Bode: Yeah, it’s a huge part of our business. I mean, it’s definitely what makes us who we are, because of my husband and his business partner Ben Bloomstein’s company, Green River Project. He and I both really believe in retail, but even more than that we derive our inspiration from domestic space. From spaces that deal with private versus public in general. So that’s a big part of the business and it’s something that we’ve always talked about. All my shows revolve around the domestic space and lived private spaces. So it’s something that he’s been involved in even with Bode since before he was at Bode. So the Hester Street store is the first permanent culmination of that apart from where we lived.

Baird: Isn’t it Vogue that has the video of your apartment on their Youtube? 

Bode: Oh my god, yeah. I can’t watch it. 

Baird: Thinking about the domestic space in its relationship to Bode, I know you just presented The Crane Estate collection in Paris. What I noticed a lot with The Crane Estate is that what’s so specific to Bode is that trends don’t really exist in my idea of the brand. 

Bode: Thank you for saying that.

Baird: It’s a compounding of your own storytelling, if that makes sense?
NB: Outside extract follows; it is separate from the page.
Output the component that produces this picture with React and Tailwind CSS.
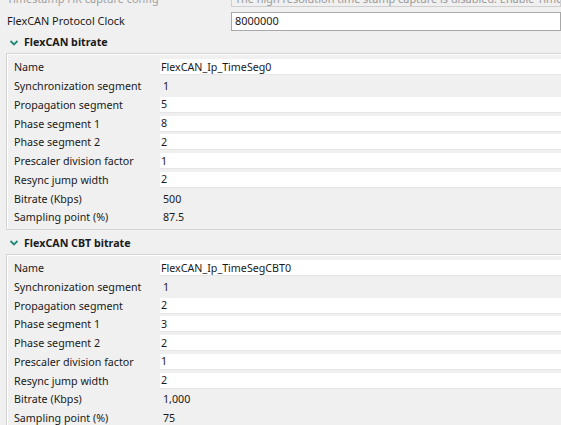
import React from "react";

const font = { fontFamily: '"Noto Sans", "Open Sans", sans-serif' };

const groups = [
  {
    title: "FlexCAN bitrate",
    rows: [
      { label: "Name", value: "FlexCAN_Ip_TimeSeg0", edit: true },
      { label: "Synchronization segment", value: "1" },
      { label: "Propagation segment", value: "5", edit: true },
      { label: "Phase segment 1", value: "8", edit: true },
      { label: "Phase segment 2", value: "2", edit: true },
      { label: "Prescaler division factor", value: "1", edit: true },
      { label: "Resync jump width", value: "2", edit: true },
      { label: "Bitrate (Kbps)", value: "500" },
      { label: "Sampling point (%)", value: "87.5" },
    ],
  },
  {
    title: "FlexCAN CBT bitrate",
    rows: [
      { label: "Name", value: "FlexCAN_Ip_TimeSegCBT0", edit: true },
      { label: "Synchronization segment", value: "1" },
      { label: "Propagation segment", value: "2", edit: true },
      { label: "Phase segment 1", value: "3", edit: true },
      { label: "Phase segment 2", value: "2", edit: true },
      { label: "Prescaler division factor", value: "1", edit: true },
      { label: "Resync jump width", value: "2", edit: true },
      { label: "Bitrate (Kbps)", value: "1,000" },
      { label: "Sampling point (%)", value: "75" },
    ],
  },
];

const Chevron = () => (
  <svg width="10" height="8" viewBox="0 0 10 8" className="shrink-0">
    <path d="M1.5 2 L5 5.5 L8.5 2" fill="none" stroke="#1e8a78" strokeWidth="1.8" />
  </svg>
);

const Group = ({ group }) => (
  <>
    <div className="flex items-center gap-[5px] pl-[9px] h-[21px]">
      <Chevron />
      <span className="text-[10.7px] font-bold text-[#1a1a1a]">{group.title}</span>
    </div>
    <div className="ml-[6px] mr-[-10px] border border-[#d4d4d4] shadow-[inset_1px_1px_0_#ffffff] pt-[4px] pb-[2px]">
      {group.rows.map((row, i) => (
        <div key={i} className="flex items-center h-[18.75px]">
          <div className="w-[153px] pl-[7px] text-[10.7px] text-[#1a1a1a] whitespace-nowrap">
            {row.label}
          </div>
          {row.edit ? (
            <div className="flex-1 h-[16px] bg-white flex items-center pl-[1px] text-[10.7px] text-[#1a1a1a] border-b border-[#e6e6e6]">
              {row.value}
            </div>
          ) : (
            <div className="flex-1 pl-[3px] text-[10.7px] text-[#1a1a1a]">{row.value}</div>
          )}
        </div>
      ))}
    </div>
  </>
);

export default function App() {
  return (
    <div className="w-[561px] h-[425px] overflow-hidden bg-[#f0f0f0]" style={font}>
      <div className="mt-[-9px]">
        <div className="flex items-center h-[16px] overflow-hidden">
          <div className="w-[231px] pl-[7px] text-[10.9px] text-[#a0a0a0] whitespace-nowrap">
            Timestamp HR capture config
          </div>
          <div className="flex-1 h-[16px] border border-[#cfcfcf] bg-[#f0f0f0] pl-[3px] flex items-center text-[10.9px] text-[#9a9a9a] whitespace-nowrap overflow-hidden">
            The high resolution time stamp capture is disabled. Enable Timer
          </div>
        </div>
        <div className="flex items-center h-[19px] mt-[5px]">
          <div className="w-[231px] pl-[7px] text-[10.9px] text-[#1a1a1a] whitespace-nowrap">
            FlexCAN Protocol Clock
          </div>
          <div className="flex-1 h-[19px] border border-[#a8a8a8] bg-white pl-[3px] flex items-center text-[10.9px] text-[#1a1a1a]">
            8000000
          </div>
        </div>
      </div>
      <div className="mt-[1px]">
        <Group group={groups[0]} />
      </div>
      <div className="mt-[3px]">
        <Group group={groups[1]} />
      </div>
    </div>
  );
}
When you look at huge brands they of course have their core design language, but are relatively navigated by trends. How has it been both business-wise and creatively to just narrow focus on your vision regardless of trends?
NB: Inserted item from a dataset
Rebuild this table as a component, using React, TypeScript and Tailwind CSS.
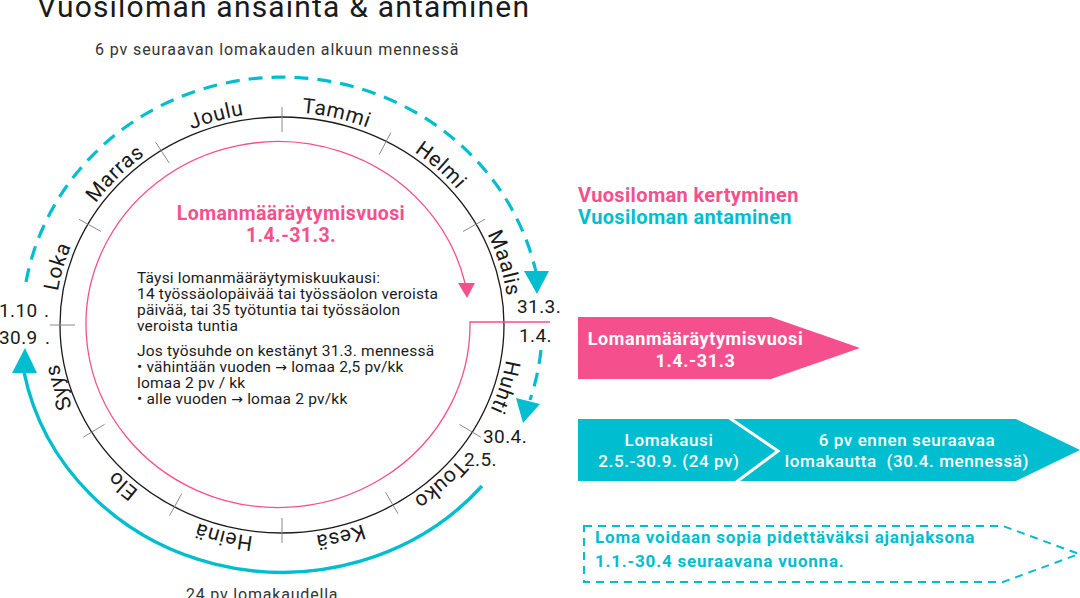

Bode: I think mostly because we have not taken outside investors or financing, we’ve been able to do what we want. We don’t have the pressure to launch denim because there’s a really good margin, or it’s a volume business, or invest more in t-shirts. We’ve been able to say, “this season, we actually don’t even want to do t-shirts at all.” We can be a little bit more self-reliant in that way, so we don’t need to be dictated by consumer trends. A couple years ago, when everybody was wearing sweatpants, we didn’t have to engage if we didn’t want to. Obviously, to some extent, we want to because it’s a good business opportunity for certain things. If there’s a category that it seems that everybody is looking for from us, we can listen to our customers on that, but we don’t have to be reliant on trends as a whole.

Baird: It’s really so impressive and just quite nice to see, season after season you’re so specific and doing your own thing. I think Bode kind of speaks to the eccentric, intellectual, East Coast living, intricately crafted, and curious person. Would you say  that is kind of the direction that you’ve crafted Bode after?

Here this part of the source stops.